The Federation is using workplace rep elections as a way of improving its own diversity.

The start of Federation elections has come with a call from its leadership for more officers from minority groups to stand.

Senior figures are using the poll for rep places, which is held every three years, as a way to lobby minority members to reflect a Service that is changing due to the Uplift intake.

Federation Chair John Apter admitted the organisation had “much more to do”.

He told Police Oracle: “Being a Fed Rep is a privilege – there is nothing better than helping your colleagues; and that’s why I would encourage all Federated rank officers, from all backgrounds, to consider putting themselves forward during these Fed elections.”

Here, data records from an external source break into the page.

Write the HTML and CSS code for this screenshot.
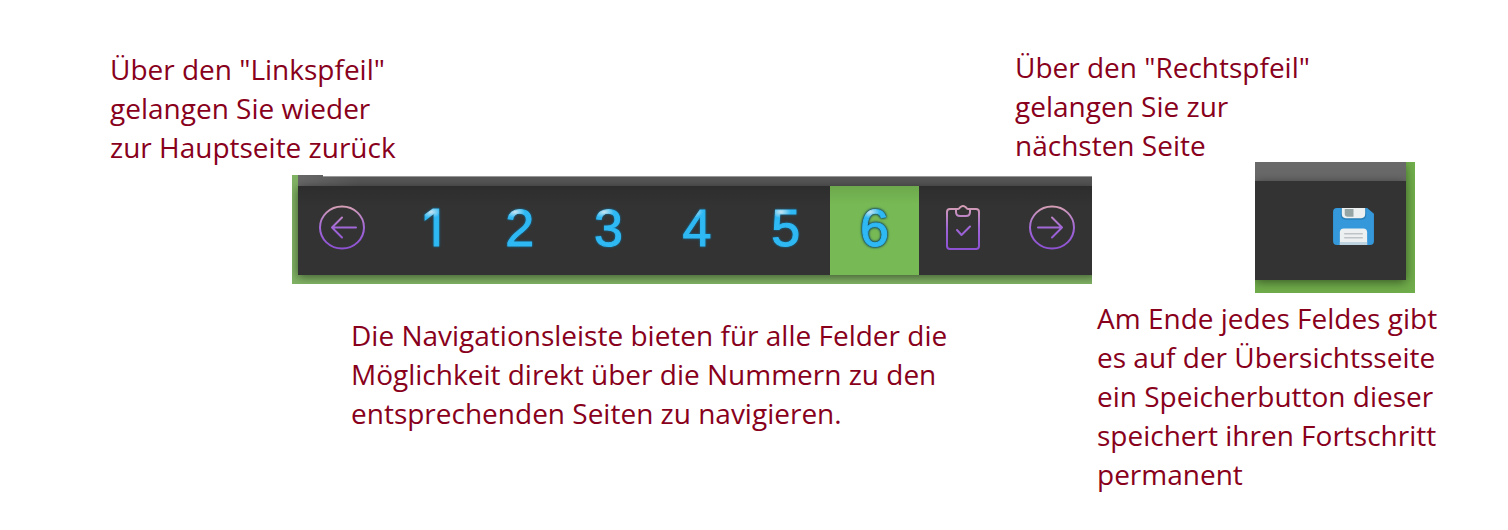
FILE: index.html
```html
<!DOCTYPE html>
<html lang="de">
<head>
<meta charset="utf-8">
<meta name="viewport" content="width=device-width, initial-scale=1">
<title>Navigationsleiste</title>
<link rel="stylesheet" href="styles.css">
</head>
<body>
<main class="guide">
  <p class="note note-back">Über den "Linkspfeil"<br>gelangen Sie wieder<br>zur Hauptseite zurück</p>
  <p class="note note-next">Über den "Rechtspfeil"<br>gelangen Sie zur<br>nächsten Seite</p>

  <div class="strip">
    <div class="strip-top"></div>
    <nav class="bar" aria-label="Seiten">
      <button class="cell" type="button" aria-label="Zurück">
        <svg class="icon" viewBox="0 0 48 48" fill="none" stroke="url(#violet)" stroke-width="2" stroke-linecap="round" stroke-linejoin="round">
          <defs>
            <linearGradient id="violet" gradientUnits="userSpaceOnUse" x1="0" y1="2" x2="0" y2="46">
              <stop offset="0" stop-color="#d6a0b4"/>
              <stop offset="0.5" stop-color="#a066d8"/>
              <stop offset="1" stop-color="#8c50d2"/>
            </linearGradient>
          </defs>
          <ellipse cx="24" cy="23.500" rx="22" ry="21"/>
          <path d="M38 23.600 14 23.500M24 13.500 14 23.500l10 10"/>
        </svg>
      </button>
      <button class="cell" type="button"><span class="digit digit-one">1</span></button>
      <button class="cell" type="button"><span class="digit">2</span></button>
      <button class="cell" type="button"><span class="digit">3</span></button>
      <button class="cell" type="button"><span class="digit">4</span></button>
      <button class="cell" type="button"><span class="digit">5</span></button>
      <button class="cell cell-active" type="button" aria-current="page"><span class="digit">6</span></button>
      <button class="cell" type="button" aria-label="Übersicht">
        <svg class="icon" viewBox="0 0 48 48" fill="none" stroke="url(#violet)" stroke-width="2" stroke-linecap="round" stroke-linejoin="round">
          <path d="M17 5h-6q-3 0-3 3v34q0 3 3 3h26q3 0 3-3V8q0-3-3-3h-6"/>
          <path d="M17 5h2q1 0 2-1.500q3-3 6 0q1 1.500 2 1.500h2v3q0 4-4 4h-6q-4 0-4-4z"/>
          <path d="m18 26 4.500 5 8.500-8.500"/>
        </svg>
      </button>
      <button class="cell" type="button" aria-label="Weiter">
        <svg class="icon" viewBox="0 0 48 48" fill="none" stroke="url(#violet)" stroke-width="2" stroke-linecap="round" stroke-linejoin="round">
          <ellipse cx="24" cy="23.500" rx="22" ry="21"/>
          <path d="M10 23.600 34 23.500M24 13.500l10 10-10 10"/>
        </svg>
      </button>
    </nav>
  </div>

  <div class="save">
    <div class="save-top"></div>
    <div class="save-bar">
      <button class="save-button" type="button" aria-label="Speichern">
        <svg class="disk" viewBox="0 0 42 38">
          <path d="M4 0h31l7 6v28q0 4-4 4H4q-4 0-4-4V4q0-4 4-4z" fill="#3498db"/>
          <path d="M8 0h26v7q0 5-5 5H13q-5 0-5-5z" fill="#2980b9"/>
          <path d="M9 0h24v6q0 4.500-4 4.500H13q-4 0-4-4.500z" fill="#ecf0f1"/>
          <path d="M12 1h9v8h-6q-3 0-3-3z" fill="#95a5a6"/>
          <path d="M7 38V25q0-4 4-4h20q4 0 4 4v13z" fill="#ecf0f1"/>
          <path d="M7 35h28v3H7z" fill="#bdd3df"/>
          <path d="M12 26.500h18M12 30.500h18" stroke="#bdc3c7" stroke-width="1.500" stroke-linecap="round"/>
        </svg>
      </button>
    </div>
  </div>

  <p class="note note-numbers">Die Navigationsleiste bieten für alle Felder die<br>Möglichkeit direkt über die Nummern zu den<br>entsprechenden Seiten zu navigieren.</p>
  <p class="note note-save">Am Ende jedes Feldes gibt<br>es auf der Übersichtsseite<br>ein Speicherbutton dieser<br>speichert ihren Fortschritt<br>permanent</p>
</main>
</body>
</html>
```
FILE: styles.css
```css
* {
  box-sizing: border-box;
}

body {
  margin: 0;
  background: #fff;
  color: #88001b;
  font-family: "Segoe UI", "Open Sans", "Noto Sans", sans-serif;
}

.guide {
  display: grid;
  grid-template-columns:
    minmax(0, 110fr) minmax(0, 182fr) minmax(0, 59fr) minmax(0, 664fr)
    minmax(0, 77fr) minmax(0, 5fr) minmax(0, 158fr) minmax(0, 160fr) minmax(0, 93fr);
  grid-template-rows: 114px 13px 109px 15px auto;
  padding: 48px 0 32px;
}

.note {
  margin: 0;
  font-size: 28px;
  line-height: 39px;
  white-space: nowrap;
}

.note-back {
  grid-area: 1 / 2 / 3 / 5;
  padding-top: 2px;
}

.note-next {
  grid-area: 1 / 5 / 3 / 8;
}

.note-numbers {
  grid-area: 5 / 4 / 6 / 6;
  padding-top: 17px;
}

.note-save {
  grid-area: 5 / 7 / 6 / 10;
}

.strip {
  grid-area: 3 / 3 / 4 / 6;
  display: flex;
  flex-direction: column;
  padding: 0 0 9px 6px;
  overflow: hidden;
  background: #80b264;
}

.strip-top {
  height: 11px;
  padding-left: 25px;
  background: linear-gradient(90deg, #686868, #565656 60px);
}

.strip-top::before {
  content: "";
  display: block;
  height: 2px;
  background: linear-gradient(#fff 1px, #999 1px);
}

.bar {
  display: flex;
  flex: 1;
  margin-right: -4px;
  background: linear-gradient(#2d2d2d, #333 20px);
  box-shadow: 0 2px 9px rgba(0, 0, 0, 0.5);
}

.cell {
  display: flex;
  flex: 1;
  align-items: center;
  justify-content: center;
  min-width: 0;
  padding: 0 0 6px;
  border: 0;
  background: none;
  cursor: pointer;
}

.cell-active {
  background: linear-gradient(#6da84d, #77b954 18px);
}

.icon {
  flex: none;
  width: 48px;
  height: 48px;
}

.digit {
  padding: 0 2px;
  font-family: "Liberation Sans", Arial, sans-serif;
  font-size: 52px;
  line-height: 58px;
  color: transparent;
  -webkit-text-stroke: 1px transparent;
  background: radial-gradient(ellipse 10px 6px at 12px 13px, #c9e5f2, #2fb9f4);
  -webkit-background-clip: text;
  background-clip: text;
  filter: drop-shadow(0 0 1px #0878ae);
}

.digit-one {
  padding: 0 0 0 4px;
  font-family: Inter, Arial, sans-serif;
  font-size: 50px;
}

.cell-active .digit {
  filter: drop-shadow(0 0 1px #104565) drop-shadow(0 0 1px #104565);
}

.save {
  grid-area: 2 / 8 / 5 / 9;
  align-self: start;
  display: flex;
  flex-direction: column;
  height: 131px;
  padding: 0 9px 13px 0;
  overflow: hidden;
  background: #70ad4b;
}

.save-top {
  height: 19px;
  background: #696969;
  box-shadow: 0 3px 9px rgba(0, 0, 0, 0.4);
}

.save-bar {
  position: relative;
  display: flex;
  flex: 1;
  justify-content: flex-end;
  background: #333;
  box-shadow: 0 2px 10px rgba(0, 0, 0, 0.5);
}

.save-button {
  display: flex;
  align-items: center;
  padding: 0 32px 8px;
  border: 0;
  background: none;
  cursor: pointer;
}

.disk {
  width: 41px;
  height: 37px;
}
```
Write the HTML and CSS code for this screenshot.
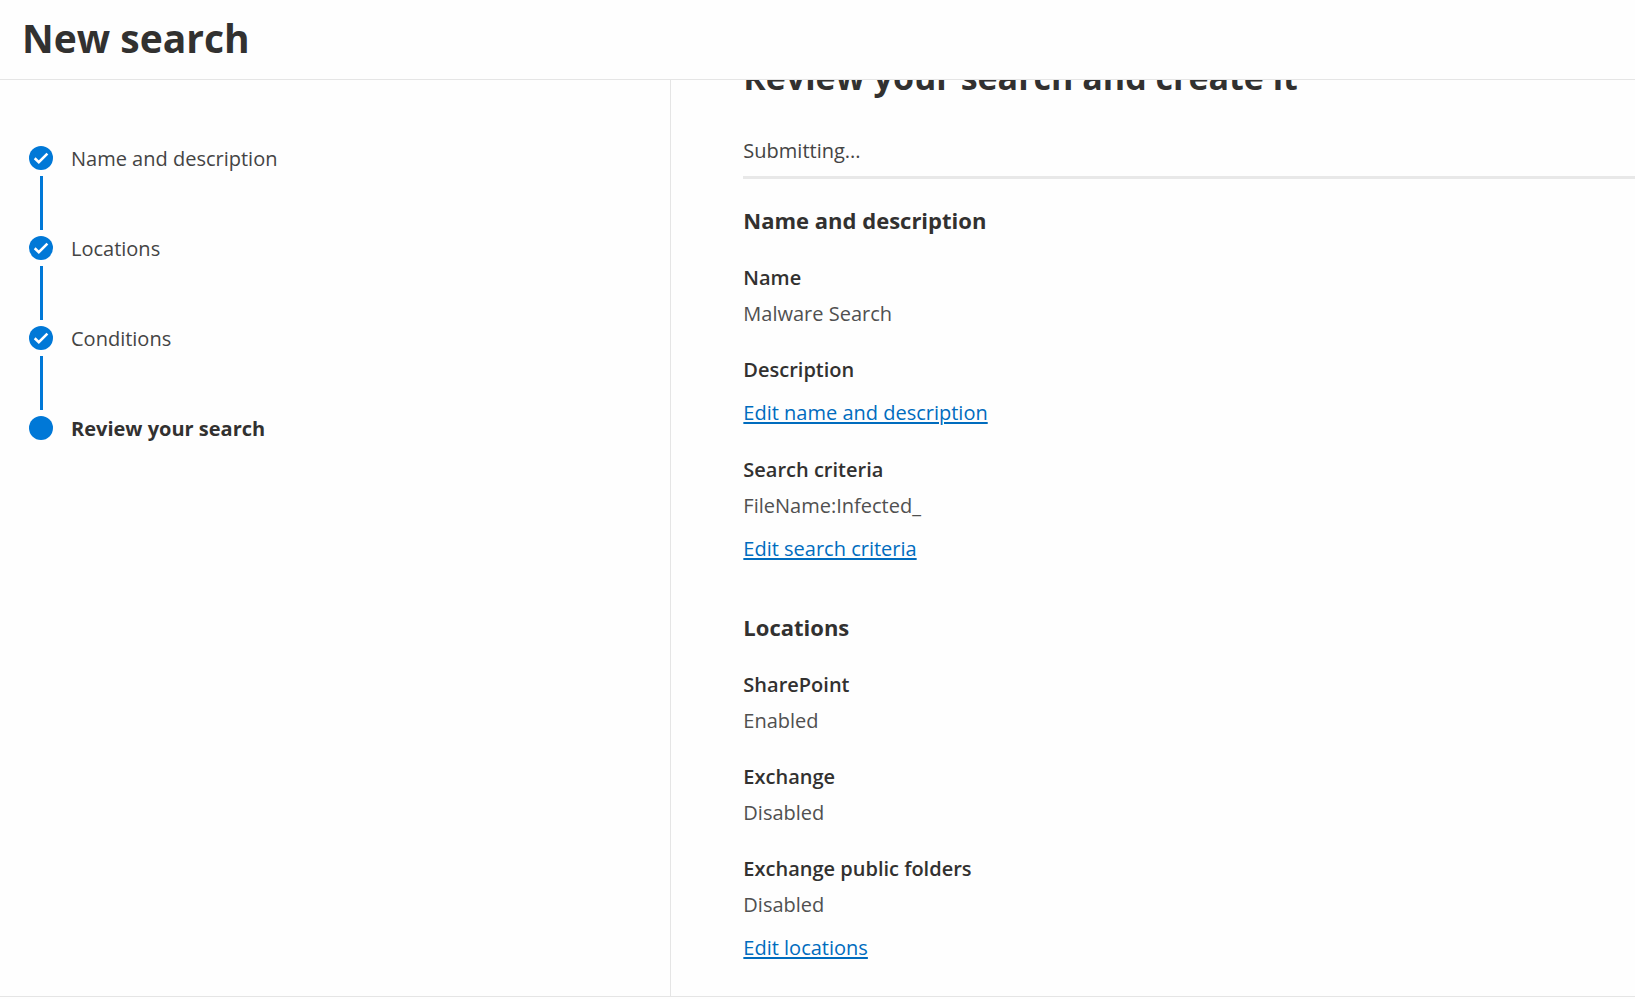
FILE: index.html
```html
<!DOCTYPE html>
<html lang="en">
<head>
<meta charset="utf-8">
<title>New search</title>
<link rel="stylesheet" href="styles.css">
</head>
<body class="page">
<header class="header"><h1 class="title">New search</h1></header>
<div class="body">
  <nav class="steps" aria-label="Wizard steps">
    <ol class="step-list">
      <li class="step">
        <svg class="dot" viewBox="0 0 24 24" aria-hidden="true"><circle cx="12" cy="12" r="12"/><path d="M5.700 12.300l4.100 3.900 8.600-8.600"/></svg>
        <span class="step-label">Name and description</span>
      </li>
      <li class="step">
        <svg class="dot" viewBox="0 0 24 24" aria-hidden="true"><circle cx="12" cy="12" r="12"/><path d="M5.700 12.300l4.100 3.900 8.600-8.600"/></svg>
        <span class="step-label">Locations</span>
      </li>
      <li class="step">
        <svg class="dot" viewBox="0 0 24 24" aria-hidden="true"><circle cx="12" cy="12" r="12"/><path d="M5.700 12.300l4.100 3.900 8.600-8.600"/></svg>
        <span class="step-label">Conditions</span>
      </li>
      <li class="step" aria-current="step">
        <svg class="dot" viewBox="0 0 24 24" aria-hidden="true"><circle cx="12" cy="12" r="12"/></svg>
        <span class="step-label current">Review your search</span>
      </li>
    </ol>
  </nav>
  <main class="content">
    <h2 class="heading">Review your search and create it</h2>
    <p class="status" role="status">Submitting...</p>
    <div class="progress"></div>

    <section class="section">
      <h3 class="section-title">Name and description</h3>
      <div class="group">
        <dl class="fields">
          <div class="field"><dt class="term">Name</dt><dd class="value">Malware Search</dd></div>
          <div class="field"><dt class="term">Description</dt></div>
        </dl>
        <a class="link" href="#name">Edit name and description</a>
      </div>
      <div class="group">
        <dl class="fields">
          <div class="field"><dt class="term">Search criteria</dt><dd class="value">FileName:Infected_</dd></div>
        </dl>
        <a class="link" href="#criteria">Edit search criteria</a>
      </div>
    </section>

    <section class="section">
      <h3 class="section-title">Locations</h3>
      <div class="group">
        <dl class="fields">
          <div class="field"><dt class="term">SharePoint</dt><dd class="value">Enabled</dd></div>
          <div class="field"><dt class="term">Exchange</dt><dd class="value">Disabled</dd></div>
          <div class="field"><dt class="term">Exchange public folders</dt><dd class="value">Disabled</dd></div>
        </dl>
        <a class="link" href="#locations">Edit locations</a>
      </div>
    </section>
  </main>
</div>
<footer class="footer"></footer>
</body>
</html>
```

FILE: styles.css
```css
* { box-sizing: border-box; margin: 0; padding: 0; }

.page {
  display: flex;
  flex-direction: column;
  height: 100vh;
  overflow: hidden;
  background: #fefefe;
  color: #323130;
  font: 400 20px/28px "Segoe UI", "Open Sans", "Noto Sans", sans-serif;
}

.header { padding: 10px 22px 13px; border-bottom: 1px solid #e5e5e5; }
.title { font-size: 39px; line-height: 56px; font-weight: 700; }

.body { flex: 1; min-height: 0; display: flex; }

.steps {
  flex: 0 0 calc(41% + 1px);
  padding: 63px 29px;
  border-right: 1px solid #e5e5e5;
}
.step-list { list-style: none; display: flex; flex-direction: column; gap: 60px; }
.step { position: relative; display: flex; align-items: center; gap: 18px; }
.step:not(:last-child)::after {
  content: "";
  position: absolute;
  left: 11px;
  top: 33px;
  width: 3px;
  height: 54px;
  background: #0078d7;
}
.dot { width: 24px; height: 24px; fill: #0078d7; }
.dot path { fill: none; stroke: #fff; stroke-width: 2.600; }
.step-label { padding-top: 2px; color: #444; }
.current { font-weight: 700; color: #323130; }

.content { flex: 1; min-width: 0; overflow: hidden; padding-left: 72px; }
.heading {
  margin-top: -27px;
  font-size: 34px;
  line-height: 48px;
  font-weight: 700;
}
.status { margin-top: 36px; color: #444; }
.progress { margin-top: 11px; height: 3px; background: #e8e8e8; }

.section { padding-top: 27px; }
.section + .section { padding-top: 50px; }
.section-title { margin-bottom: 30px; font-size: 22px; line-height: 28px; font-weight: 700; }
.group + .group { margin-top: 29px; }
.fields { display: flex; flex-direction: column; gap: 28px; margin-bottom: 15px; }
.field { display: flex; flex-direction: column; gap: 8px; }
.term { font-weight: 600; }
.value { color: #505050; }
.link {
  display: table;
  color: #006cbe;
  text-decoration: underline;
  text-decoration-thickness: 2px;
  text-underline-offset: 2px;
}

.footer { height: 3px; border-top: 1px solid #e5e5e5; }
```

Senior figures say changes are needed to help the Fed respond to both the Black Lives Matters movement and tackle concerns raised by HMI over the retention of BAME officers.

A critical issue has been the disparity in the number of BAME officers who end up facing disciplinary hearings.

One senior official said the low number BAME reps is a significant concern to the leadership because it needs “to be able to relate to the membership”.

“We can’t push for changes on diversity issues or support colleagues effectively if things stay as they are,” one told Police Oracle.

The Local and National triennial election period for the Police Federation of England and Wales started on 1 July 2021.

The elections begin with nominations for Workplace Representatives.

Each force has a Federation Branch Council made up of all the workplace reps for that force, apart from the Metropolitan Branch where - due to their large size - Council members are voted in from a pool of elected representatives. Branches then elect a Branch Board, including a Chair, Secretary and Treasurer.

Any member up to the rank of Chief Inspector is eligible to stand to be a Federation Representative.

Ahead of nominations opening, Fed Chair John Apter took part in an hour-long @WeCops discussion to promote the role of reps and the elections.

One Fed member said minority members haven’t stood until now because they felt it was unlikely they would win a post.

“Being a middle aged straight white male is the easiest way to get elected,” they posted.

There are self-organised groups who report into the Fed to ensure diversity issues are on the agenda but the leadership and many grassroots members say it has its limitations.

John Apter said: “We are there for all members, and through our Self-Organising groups we have been able to directly highlight the value of what we do and encourage more officers from diverse backgrounds to stand. I’m proud of the work we’ve done to date, but it’s a journey and there’s still much more left to do.”

PC Ian Ashton, Chair Police Federation LGB&T+ Group, said: “The self-organised groups are a start and can be of benefit to support the campaign to increase representation. We need to see protected seats for LGB&T+ and Disability also moving forward.”

Andy Berry, the Fed Chair for Devon and Cornwall said in the WeCops event: “I’m going to be controversial but I would like to be able to direct recruit a proportion of reps to ensure my council is representative. It’s so important that we reflect the officers in force.”

Vice Chair Che Donald responded that if the current round didn’t work, the option of proportional posts could be considered: “If the current process doesn't work, you have to start thinking outside the box.”